Prompt: Count the lines below that include the word "table" and write that number alone.

Source material:
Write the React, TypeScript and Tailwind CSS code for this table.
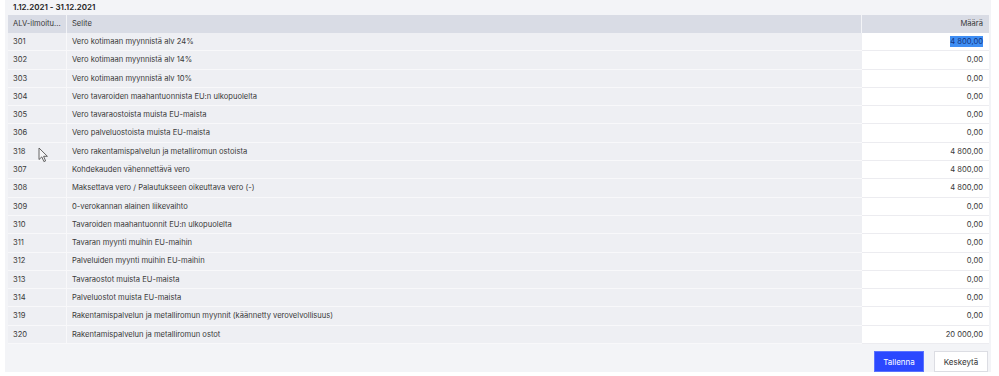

* * *

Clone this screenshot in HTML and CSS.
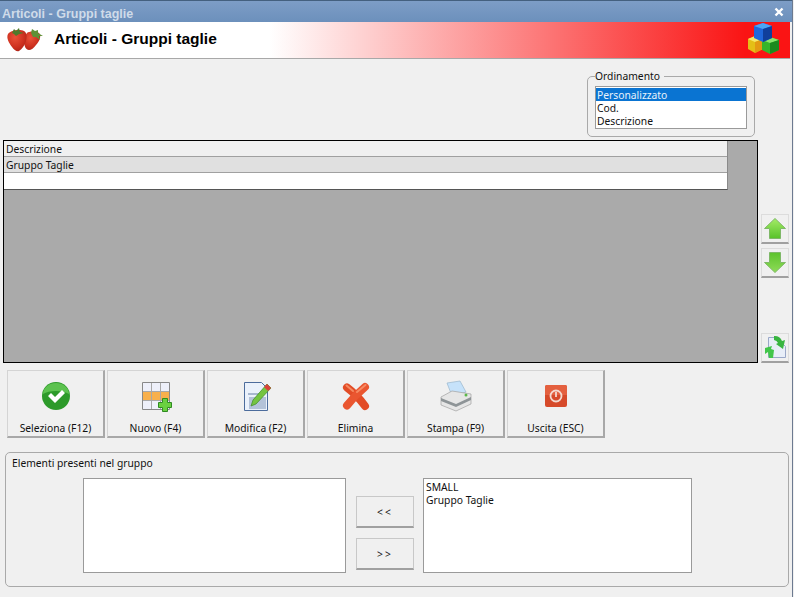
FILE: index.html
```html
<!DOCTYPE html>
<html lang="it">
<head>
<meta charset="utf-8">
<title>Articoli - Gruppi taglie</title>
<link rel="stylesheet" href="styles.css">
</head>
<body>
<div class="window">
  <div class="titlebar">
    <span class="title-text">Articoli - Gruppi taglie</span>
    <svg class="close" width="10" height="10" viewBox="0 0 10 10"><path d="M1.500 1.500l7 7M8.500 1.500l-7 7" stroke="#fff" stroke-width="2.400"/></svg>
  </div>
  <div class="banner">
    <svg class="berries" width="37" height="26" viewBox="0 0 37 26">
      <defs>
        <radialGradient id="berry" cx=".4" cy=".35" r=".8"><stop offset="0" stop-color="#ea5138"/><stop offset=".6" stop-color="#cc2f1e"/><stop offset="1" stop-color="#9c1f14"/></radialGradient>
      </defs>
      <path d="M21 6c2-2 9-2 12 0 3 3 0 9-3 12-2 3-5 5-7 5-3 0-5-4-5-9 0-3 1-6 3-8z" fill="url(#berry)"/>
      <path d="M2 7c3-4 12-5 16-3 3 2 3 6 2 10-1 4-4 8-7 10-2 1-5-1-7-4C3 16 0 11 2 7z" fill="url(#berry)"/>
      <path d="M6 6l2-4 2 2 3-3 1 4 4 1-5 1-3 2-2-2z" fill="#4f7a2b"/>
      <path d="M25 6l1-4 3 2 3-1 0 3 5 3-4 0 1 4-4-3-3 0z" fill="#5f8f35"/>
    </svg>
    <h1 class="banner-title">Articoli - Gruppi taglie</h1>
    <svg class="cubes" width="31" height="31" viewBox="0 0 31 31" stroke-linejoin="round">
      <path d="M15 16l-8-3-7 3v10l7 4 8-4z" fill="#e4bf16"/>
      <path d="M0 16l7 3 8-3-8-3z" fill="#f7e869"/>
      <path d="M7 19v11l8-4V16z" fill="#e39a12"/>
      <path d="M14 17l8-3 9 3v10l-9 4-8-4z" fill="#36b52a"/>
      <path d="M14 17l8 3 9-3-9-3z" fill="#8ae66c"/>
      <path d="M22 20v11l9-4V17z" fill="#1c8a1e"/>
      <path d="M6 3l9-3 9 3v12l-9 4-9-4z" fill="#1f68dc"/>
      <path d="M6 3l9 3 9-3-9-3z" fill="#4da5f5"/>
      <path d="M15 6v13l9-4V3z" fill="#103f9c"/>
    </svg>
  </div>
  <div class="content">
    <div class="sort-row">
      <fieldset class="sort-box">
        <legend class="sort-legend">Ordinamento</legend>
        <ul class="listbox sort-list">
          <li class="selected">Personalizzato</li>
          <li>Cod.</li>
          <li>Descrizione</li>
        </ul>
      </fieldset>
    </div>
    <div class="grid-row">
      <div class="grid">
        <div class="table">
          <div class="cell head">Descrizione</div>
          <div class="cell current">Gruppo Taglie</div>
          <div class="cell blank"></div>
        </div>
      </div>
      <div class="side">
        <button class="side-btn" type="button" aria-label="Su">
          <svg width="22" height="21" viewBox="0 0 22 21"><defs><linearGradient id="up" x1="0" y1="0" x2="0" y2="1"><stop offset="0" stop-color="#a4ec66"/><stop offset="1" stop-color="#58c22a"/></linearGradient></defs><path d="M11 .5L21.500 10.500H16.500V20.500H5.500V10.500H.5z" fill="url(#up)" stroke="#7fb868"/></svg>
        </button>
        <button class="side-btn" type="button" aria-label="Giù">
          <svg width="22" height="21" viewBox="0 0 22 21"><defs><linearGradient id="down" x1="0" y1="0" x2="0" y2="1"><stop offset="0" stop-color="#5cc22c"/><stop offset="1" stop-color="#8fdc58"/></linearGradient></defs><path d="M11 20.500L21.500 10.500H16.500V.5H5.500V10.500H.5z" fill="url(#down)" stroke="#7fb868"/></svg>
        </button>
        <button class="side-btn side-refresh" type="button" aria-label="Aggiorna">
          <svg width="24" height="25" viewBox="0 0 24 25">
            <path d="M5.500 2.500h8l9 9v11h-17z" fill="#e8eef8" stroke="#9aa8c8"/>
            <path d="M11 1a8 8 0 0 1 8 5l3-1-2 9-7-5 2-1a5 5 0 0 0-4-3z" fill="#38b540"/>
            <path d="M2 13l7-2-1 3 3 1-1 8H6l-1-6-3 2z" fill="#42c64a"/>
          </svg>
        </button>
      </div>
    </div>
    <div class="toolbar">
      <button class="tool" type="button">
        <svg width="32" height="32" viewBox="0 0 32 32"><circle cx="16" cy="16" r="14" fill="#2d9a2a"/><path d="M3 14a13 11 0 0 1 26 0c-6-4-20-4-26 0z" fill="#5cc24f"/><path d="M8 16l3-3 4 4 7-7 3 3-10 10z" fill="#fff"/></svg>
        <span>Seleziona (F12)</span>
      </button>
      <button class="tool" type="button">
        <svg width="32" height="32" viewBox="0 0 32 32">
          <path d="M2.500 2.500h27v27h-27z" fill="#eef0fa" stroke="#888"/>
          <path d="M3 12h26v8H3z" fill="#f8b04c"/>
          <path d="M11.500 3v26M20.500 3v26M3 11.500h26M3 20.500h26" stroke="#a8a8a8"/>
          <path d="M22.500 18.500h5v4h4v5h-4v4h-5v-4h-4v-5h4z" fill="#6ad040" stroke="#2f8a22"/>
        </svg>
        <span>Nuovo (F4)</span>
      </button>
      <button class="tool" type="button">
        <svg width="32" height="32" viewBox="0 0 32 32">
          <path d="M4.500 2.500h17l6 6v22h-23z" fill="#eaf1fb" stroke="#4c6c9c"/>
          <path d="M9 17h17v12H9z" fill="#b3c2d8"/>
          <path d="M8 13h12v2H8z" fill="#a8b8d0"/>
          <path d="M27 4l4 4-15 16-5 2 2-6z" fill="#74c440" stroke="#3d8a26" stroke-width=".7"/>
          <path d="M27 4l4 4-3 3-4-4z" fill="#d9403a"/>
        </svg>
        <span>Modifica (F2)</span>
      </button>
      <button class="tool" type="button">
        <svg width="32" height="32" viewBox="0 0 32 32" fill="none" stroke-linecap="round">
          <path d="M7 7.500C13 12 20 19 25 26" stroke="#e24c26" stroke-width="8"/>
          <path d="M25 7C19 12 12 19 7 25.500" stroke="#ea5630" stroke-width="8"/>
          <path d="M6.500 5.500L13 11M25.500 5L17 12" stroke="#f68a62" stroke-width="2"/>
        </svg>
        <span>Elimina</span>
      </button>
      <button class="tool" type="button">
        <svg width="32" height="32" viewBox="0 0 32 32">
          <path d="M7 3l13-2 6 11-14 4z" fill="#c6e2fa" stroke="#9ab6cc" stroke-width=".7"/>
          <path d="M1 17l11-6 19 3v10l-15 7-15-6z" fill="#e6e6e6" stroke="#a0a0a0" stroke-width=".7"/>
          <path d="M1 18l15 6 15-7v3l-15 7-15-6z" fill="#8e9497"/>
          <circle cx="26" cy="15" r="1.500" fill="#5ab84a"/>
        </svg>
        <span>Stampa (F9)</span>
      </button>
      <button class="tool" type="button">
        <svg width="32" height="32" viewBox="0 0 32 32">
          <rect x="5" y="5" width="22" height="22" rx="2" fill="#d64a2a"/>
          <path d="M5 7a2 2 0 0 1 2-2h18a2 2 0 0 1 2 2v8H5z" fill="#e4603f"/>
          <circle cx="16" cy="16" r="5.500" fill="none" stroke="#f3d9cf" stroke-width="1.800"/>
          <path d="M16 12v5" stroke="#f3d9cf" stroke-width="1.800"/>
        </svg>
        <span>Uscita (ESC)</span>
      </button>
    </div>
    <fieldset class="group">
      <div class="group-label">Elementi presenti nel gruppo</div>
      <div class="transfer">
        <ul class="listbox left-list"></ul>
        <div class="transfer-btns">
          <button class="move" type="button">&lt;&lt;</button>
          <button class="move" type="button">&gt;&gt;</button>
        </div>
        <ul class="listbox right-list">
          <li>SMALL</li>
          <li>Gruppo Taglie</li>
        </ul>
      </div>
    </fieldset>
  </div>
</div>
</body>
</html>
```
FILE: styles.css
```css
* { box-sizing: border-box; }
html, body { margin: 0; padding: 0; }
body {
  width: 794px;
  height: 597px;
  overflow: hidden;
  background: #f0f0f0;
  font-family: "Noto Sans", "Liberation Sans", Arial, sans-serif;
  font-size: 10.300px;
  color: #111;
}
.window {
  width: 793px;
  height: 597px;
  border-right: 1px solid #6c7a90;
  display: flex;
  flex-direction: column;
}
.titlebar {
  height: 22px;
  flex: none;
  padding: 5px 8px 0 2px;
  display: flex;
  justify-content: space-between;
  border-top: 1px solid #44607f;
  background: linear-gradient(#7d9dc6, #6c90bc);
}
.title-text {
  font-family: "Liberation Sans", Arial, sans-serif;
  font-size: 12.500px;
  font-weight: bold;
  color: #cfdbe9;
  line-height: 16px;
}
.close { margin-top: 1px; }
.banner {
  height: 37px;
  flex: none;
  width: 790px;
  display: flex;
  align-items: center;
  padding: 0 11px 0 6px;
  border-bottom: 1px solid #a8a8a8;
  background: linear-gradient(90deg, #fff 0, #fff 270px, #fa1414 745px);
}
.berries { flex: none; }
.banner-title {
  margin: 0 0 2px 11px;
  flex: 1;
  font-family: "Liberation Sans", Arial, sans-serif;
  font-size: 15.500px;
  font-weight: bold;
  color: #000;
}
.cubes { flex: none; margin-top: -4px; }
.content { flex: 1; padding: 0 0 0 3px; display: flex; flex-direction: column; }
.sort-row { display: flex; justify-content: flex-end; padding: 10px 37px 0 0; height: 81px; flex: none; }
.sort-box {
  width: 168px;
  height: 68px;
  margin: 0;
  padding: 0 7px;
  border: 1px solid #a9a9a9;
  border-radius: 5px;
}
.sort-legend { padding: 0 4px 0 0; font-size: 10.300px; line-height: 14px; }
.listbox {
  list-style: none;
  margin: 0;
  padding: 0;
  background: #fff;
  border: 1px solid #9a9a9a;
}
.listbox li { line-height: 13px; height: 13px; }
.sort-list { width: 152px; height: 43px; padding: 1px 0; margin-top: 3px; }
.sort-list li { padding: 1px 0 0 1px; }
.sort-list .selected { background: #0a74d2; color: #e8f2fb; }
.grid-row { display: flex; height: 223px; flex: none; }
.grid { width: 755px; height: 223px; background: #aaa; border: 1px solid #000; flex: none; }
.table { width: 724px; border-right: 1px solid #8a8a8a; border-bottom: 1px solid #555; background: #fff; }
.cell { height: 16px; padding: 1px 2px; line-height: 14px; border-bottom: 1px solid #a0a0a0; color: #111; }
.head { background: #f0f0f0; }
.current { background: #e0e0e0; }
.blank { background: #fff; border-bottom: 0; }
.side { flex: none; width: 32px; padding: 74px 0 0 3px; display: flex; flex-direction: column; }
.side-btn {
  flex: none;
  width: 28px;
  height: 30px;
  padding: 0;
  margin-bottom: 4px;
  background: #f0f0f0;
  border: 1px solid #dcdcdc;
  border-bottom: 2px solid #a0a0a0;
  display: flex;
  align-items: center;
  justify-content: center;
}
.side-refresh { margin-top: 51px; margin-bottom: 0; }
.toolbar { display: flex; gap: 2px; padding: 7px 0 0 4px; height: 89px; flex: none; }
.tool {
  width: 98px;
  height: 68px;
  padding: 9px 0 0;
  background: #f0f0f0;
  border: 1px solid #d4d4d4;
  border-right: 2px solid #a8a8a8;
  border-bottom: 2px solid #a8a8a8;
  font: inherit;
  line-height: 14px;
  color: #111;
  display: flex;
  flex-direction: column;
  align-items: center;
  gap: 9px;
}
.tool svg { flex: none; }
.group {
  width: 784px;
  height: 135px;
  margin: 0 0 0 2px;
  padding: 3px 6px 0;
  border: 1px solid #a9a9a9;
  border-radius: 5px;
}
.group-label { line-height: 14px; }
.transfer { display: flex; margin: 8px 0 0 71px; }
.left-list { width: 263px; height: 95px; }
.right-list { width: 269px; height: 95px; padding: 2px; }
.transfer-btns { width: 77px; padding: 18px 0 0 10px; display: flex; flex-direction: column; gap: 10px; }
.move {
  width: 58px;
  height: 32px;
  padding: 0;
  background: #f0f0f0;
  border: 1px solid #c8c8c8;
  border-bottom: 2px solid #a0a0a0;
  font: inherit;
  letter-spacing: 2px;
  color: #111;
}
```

Result: 3